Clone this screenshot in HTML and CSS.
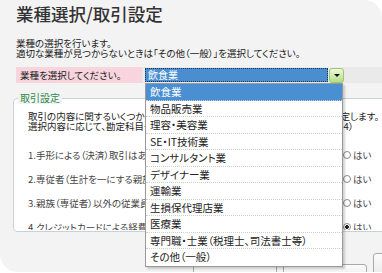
FILE: index.html
```html
<!DOCTYPE html>
<html lang="ja">
<head>
  <meta charset="UTF-8">
  <title>業種選択/取引設定</title>
  <link rel="stylesheet" href="styles.css">
</head>
<body>
  <div class="panel">
    <h1 class="title">業種選択/取引設定</h1>
    <p class="intro">業種の選択を行います。<br>適切な業種が見つからないときは「その他（一般）」を選択してください。</p>

    <div class="row">
      <div class="row-label">業種を選択してください。</div>
      <div class="row-value">
        <div class="select">飲食業</div>
        <div class="select-btn"><span class="arrow"></span></div>
      </div>
    </div>

    <fieldset class="group">
      <legend>取引設定</legend>
      <div class="group-body">
        <p class="lead">取引の内容に関するいくつかの質問にお答えいただくと、適切な勘定科目を設定します。<br>選択内容に応じて、勘定科目や消費税区分の初期設定が変わります。（質問1～4）</p>
        <div class="q">
          <span class="q-text">1.手形による（決済）取引はありますか？</span>
          <span class="ans"><span class="radio"></span>はい<span class="radio"></span>いいえ</span>
        </div>
        <div class="q">
          <span class="q-text">2.専従者（生計を一にする親族）に給与を支払っていますか？</span>
          <span class="ans"><span class="radio"></span>はい<span class="radio"></span>いいえ</span>
        </div>
        <div class="q">
          <span class="q-text">3.親族（専従者）以外の従業員に給与を支払っていますか？</span>
          <span class="ans"><span class="radio"></span>はい<span class="radio"></span>いいえ</span>
        </div>
        <div class="q">
          <span class="q-text">4.クレジットカードによる経費の支払いはありますか？</span>
          <span class="ans"><span class="radio checked"></span>はい<span class="radio"></span>いいえ</span>
        </div>
      </div>
    </fieldset>

    <div class="footer">
      <button class="btn">戻る</button>
      <button class="btn">次へ</button>
      <button class="btn btn-tall">キャンセル</button>
    </div>

    <ul class="menu">
      <li class="active">飲食業</li>
      <li>物品販売業</li>
      <li>理容・美容業</li>
      <li>SE・IT技術業</li>
      <li>コンサルタント業</li>
      <li>デザイナー業</li>
      <li>運輸業</li>
      <li>生損保代理店業</li>
      <li>医療業</li>
      <li>専門職・士業（税理士、司法書士等）</li>
      <li>その他（一般）</li>
    </ul>
  </div>
</body>
</html>
```

FILE: styles.css
```css
body {
  margin: 0;
  background-color: #ffffff;
  font-family: "Noto Sans CJK JP", "DejaVu Sans", sans-serif;
  font-feature-settings: "palt";
  color: #222;
}
.panel {
  position: relative;
  width: 382px;
  height: 272px;
  box-sizing: border-box;
  padding-left: 13px;
  background-color: #f3f3f3;
  border-radius: 0 18px 0 18px;
  overflow: hidden;
}
.title {
  margin: 4px 0 0 3px;
  font-size: 17.5px;
  font-weight: 500;
  line-height: 20px;
  color: #333;
}
.intro {
  margin: 14px 0 0 3px;
  font-size: 9.5px;
  line-height: 10px;
  white-space: nowrap;
}
.row {
  display: flex;
  height: 16px;
  margin: 9px 0 0 3px;
}
.row-label {
  width: 126px;
  padding-left: 4px;
  box-sizing: border-box;
  background-color: #f8d5de;
  font-size: 9.5px;
  line-height: 16px;
}
.row-value {
  flex: 1;
  display: flex;
  align-items: center;
  gap: 1px;
  padding-left: 3px;
  background-color: #eaeaea;
}
.select {
  width: 183px;
  height: 14px;
  box-sizing: border-box;
  padding-left: 2px;
  background-color: #4a8ed0;
  border: 1px dotted #1c3558;
  color: #fff;
  font-size: 10px;
  line-height: 12px;
}
.select-btn {
  display: flex;
  align-items: center;
  justify-content: center;
  width: 15px;
  height: 15px;
  box-sizing: border-box;
  border: 1px solid #9cc86e;
  border-radius: 3px;
  background: linear-gradient(#eef8dc, #b4dd88);
}
.arrow {
  width: 0;
  height: 0;
  border-left: 3px solid transparent;
  border-right: 3px solid transparent;
  border-top: 3px solid #111;
}
.group {
  width: 400px;
  height: 140px;
  box-sizing: border-box;
  margin: 9px 0 0 0;
  padding: 0 14px;
  border: 1px solid #c8d1da;
  border-radius: 4px;
  background-color: #fff;
}
.group legend {
  margin-left: -10px;
  padding: 0 2px;
  font-size: 10px;
  line-height: 12px;
  color: #2f8a4c;
  background-color: #f3f3f3;
}
.group-body {
  height: 126px;
  overflow: hidden;
}
.lead {
  margin: 8px 0 0 0;
  font-size: 9.5px;
  line-height: 9.5px;
  white-space: nowrap;
}
.q {
  display: flex;
  align-items: center;
  height: 24px;
  font-size: 9.5px;
  line-height: 12px;
  color: #444;
}
.q:first-of-type {
  margin-top: 12px;
}
.q-text {
  flex: 1;
  min-width: 0;
  white-space: nowrap;
  overflow: hidden;
}
.ans {
  flex: none;
  display: flex;
  align-items: center;
  width: 55px;
  white-space: nowrap;
}
.radio {
  flex: none;
  width: 6px;
  height: 6px;
  margin-right: 2px;
  border: 1px solid #8a8a8a;
  border-radius: 50%;
  background-color: #fff;
}
.ans .radio:nth-of-type(2) {
  margin-left: 24px;
}
.radio.checked {
  background: radial-gradient(#222 40%, #fff 50%);
}
.footer {
  display: flex;
  align-items: flex-start;
  gap: 6px;
  margin-top: 21px;
  padding-left: 180px;
}
.btn {
  flex: none;
  width: 84px;
  height: 28px;
  margin-top: 11px;
  border: 1px solid #a9a9a9;
  border-radius: 3px;
  background: linear-gradient(#fbfbfb, #dcdcdc);
  font-family: inherit;
  font-size: 10px;
  line-height: 26px;
  color: #222;
}
.btn-tall {
  height: 40px;
  margin-top: 0;
}
.menu {
  position: absolute;
  left: 145px;
  top: 83px;
  width: 198px;
  margin: 0;
  padding: 0;
  list-style: none;
  background-color: #fff;
  border: 1px solid #999;
  box-shadow: 2px 2px 2px rgba(0, 0, 0, 0.18);
  box-sizing: border-box;
}
.menu li {
  height: 16.5px;
  box-sizing: border-box;
  padding-left: 4px;
  border-bottom: 1px dotted #cfcfcf;
  font-size: 10.5px;
  line-height: 15.5px;
  white-space: nowrap;
}
.menu li:last-child {
  border-bottom: none;
}
.menu li.active {
  background-color: #4a8fd1;
  color: #fff;
}
```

= = = = =

Output the material word for word, omitting its pictures.

▶ **EXPECTED ANSWER**
Clone this screenshot in HTML and CSS.
FILE: index.html
```html
<!DOCTYPE html>
<html lang="ja">
<head>
  <meta charset="UTF-8">
  <title>業種選択/取引設定</title>
  <link rel="stylesheet" href="styles.css">
</head>
<body>
  <div class="panel">
    <h1 class="title">業種選択/取引設定</h1>
    <p class="intro">業種の選択を行います。<br>適切な業種が見つからないときは「その他（一般）」を選択してください。</p>

    <div class="row">
      <div class="row-label">業種を選択してください。</div>
      <div class="row-value">
        <div class="select">飲食業</div>
        <div class="select-btn"><span class="arrow"></span></div>
      </div>
    </div>

    <fieldset class="group">
      <legend>取引設定</legend>
      <div class="group-body">
        <p class="lead">取引の内容に関するいくつかの質問にお答えいただくと、適切な勘定科目を設定します。<br>選択内容に応じて、勘定科目や消費税区分の初期設定が変わります。（質問1～4）</p>
        <div class="q">
          <span class="q-text">1.手形による（決済）取引はありますか？</span>
          <span class="ans"><span class="radio"></span>はい<span class="radio"></span>いいえ</span>
        </div>
        <div class="q">
          <span class="q-text">2.専従者（生計を一にする親族）に給与を支払っていますか？</span>
          <span class="ans"><span class="radio"></span>はい<span class="radio"></span>いいえ</span>
        </div>
        <div class="q">
          <span class="q-text">3.親族（専従者）以外の従業員に給与を支払っていますか？</span>
          <span class="ans"><span class="radio"></span>はい<span class="radio"></span>いいえ</span>
        </div>
        <div class="q">
          <span class="q-text">4.クレジットカードによる経費の支払いはありますか？</span>
          <span class="ans"><span class="radio checked"></span>はい<span class="radio"></span>いいえ</span>
        </div>
      </div>
    </fieldset>

    <div class="footer">
      <button class="btn">戻る</button>
      <button class="btn">次へ</button>
      <button class="btn btn-tall">キャンセル</button>
    </div>

    <ul class="menu">
      <li class="active">飲食業</li>
      <li>物品販売業</li>
      <li>理容・美容業</li>
      <li>SE・IT技術業</li>
      <li>コンサルタント業</li>
      <li>デザイナー業</li>
      <li>運輸業</li>
      <li>生損保代理店業</li>
      <li>医療業</li>
      <li>専門職・士業（税理士、司法書士等）</li>
      <li>その他（一般）</li>
    </ul>
  </div>
</body>
</html>
```

FILE: styles.css
```css
body {
  margin: 0;
  background-color: #ffffff;
  font-family: "Noto Sans CJK JP", "DejaVu Sans", sans-serif;
  font-feature-settings: "palt";
  color: #222;
}
.panel {
  position: relative;
  width: 382px;
  height: 272px;
  box-sizing: border-box;
  padding-left: 13px;
  background-color: #f3f3f3;
  border-radius: 0 18px 0 18px;
  overflow: hidden;
}
.title {
  margin: 4px 0 0 3px;
  font-size: 17.5px;
  font-weight: 500;
  line-height: 20px;
  color: #333;
}
.intro {
  margin: 14px 0 0 3px;
  font-size: 9.5px;
  line-height: 10px;
  white-space: nowrap;
}
.row {
  display: flex;
  height: 16px;
  margin: 9px 0 0 3px;
}
.row-label {
  width: 126px;
  padding-left: 4px;
  box-sizing: border-box;
  background-color: #f8d5de;
  font-size: 9.5px;
  line-height: 16px;
}
.row-value {
  flex: 1;
  display: flex;
  align-items: center;
  gap: 1px;
  padding-left: 3px;
  background-color: #eaeaea;
}
.select {
  width: 183px;
  height: 14px;
  box-sizing: border-box;
  padding-left: 2px;
  background-color: #4a8ed0;
  border: 1px dotted #1c3558;
  color: #fff;
  font-size: 10px;
  line-height: 12px;
}
.select-btn {
  display: flex;
  align-items: center;
  justify-content: center;
  width: 15px;
  height: 15px;
  box-sizing: border-box;
  border: 1px solid #9cc86e;
  border-radius: 3px;
  background: linear-gradient(#eef8dc, #b4dd88);
}
.arrow {
  width: 0;
  height: 0;
  border-left: 3px solid transparent;
  border-right: 3px solid transparent;
  border-top: 3px solid #111;
}
.group {
  width: 400px;
  height: 140px;
  box-sizing: border-box;
  margin: 9px 0 0 0;
  padding: 0 14px;
  border: 1px solid #c8d1da;
  border-radius: 4px;
  background-color: #fff;
}
.group legend {
  margin-left: -10px;
  padding: 0 2px;
  font-size: 10px;
  line-height: 12px;
  color: #2f8a4c;
  background-color: #f3f3f3;
}
.group-body {
  height: 126px;
  overflow: hidden;
}
.lead {
  margin: 8px 0 0 0;
  font-size: 9.5px;
  line-height: 9.5px;
  white-space: nowrap;
}
.q {
  display: flex;
  align-items: center;
  height: 24px;
  font-size: 9.5px;
  line-height: 12px;
  color: #444;
}
.q:first-of-type {
  margin-top: 12px;
}
.q-text {
  flex: 1;
  min-width: 0;
  white-space: nowrap;
  overflow: hidden;
}
.ans {
  flex: none;
  display: flex;
  align-items: center;
  width: 55px;
  white-space: nowrap;
}
.radio {
  flex: none;
  width: 6px;
  height: 6px;
  margin-right: 2px;
  border: 1px solid #8a8a8a;
  border-radius: 50%;
  background-color: #fff;
}
.ans .radio:nth-of-type(2) {
  margin-left: 24px;
}
.radio.checked {
  background: radial-gradient(#222 40%, #fff 50%);
}
.footer {
  display: flex;
  align-items: flex-start;
  gap: 6px;
  margin-top: 21px;
  padding-left: 180px;
}
.btn {
  flex: none;
  width: 84px;
  height: 28px;
  margin-top: 11px;
  border: 1px solid #a9a9a9;
  border-radius: 3px;
  background: linear-gradient(#fbfbfb, #dcdcdc);
  font-family: inherit;
  font-size: 10px;
  line-height: 26px;
  color: #222;
}
.btn-tall {
  height: 40px;
  margin-top: 0;
}
.menu {
  position: absolute;
  left: 145px;
  top: 83px;
  width: 198px;
  margin: 0;
  padding: 0;
  list-style: none;
  background-color: #fff;
  border: 1px solid #999;
  box-shadow: 2px 2px 2px rgba(0, 0, 0, 0.18);
  box-sizing: border-box;
}
.menu li {
  height: 16.5px;
  box-sizing: border-box;
  padding-left: 4px;
  border-bottom: 1px dotted #cfcfcf;
  font-size: 10.5px;
  line-height: 15.5px;
  white-space: nowrap;
}
.menu li:last-child {
  border-bottom: none;
}
.menu li.active {
  background-color: #4a8fd1;
  color: #fff;
}
```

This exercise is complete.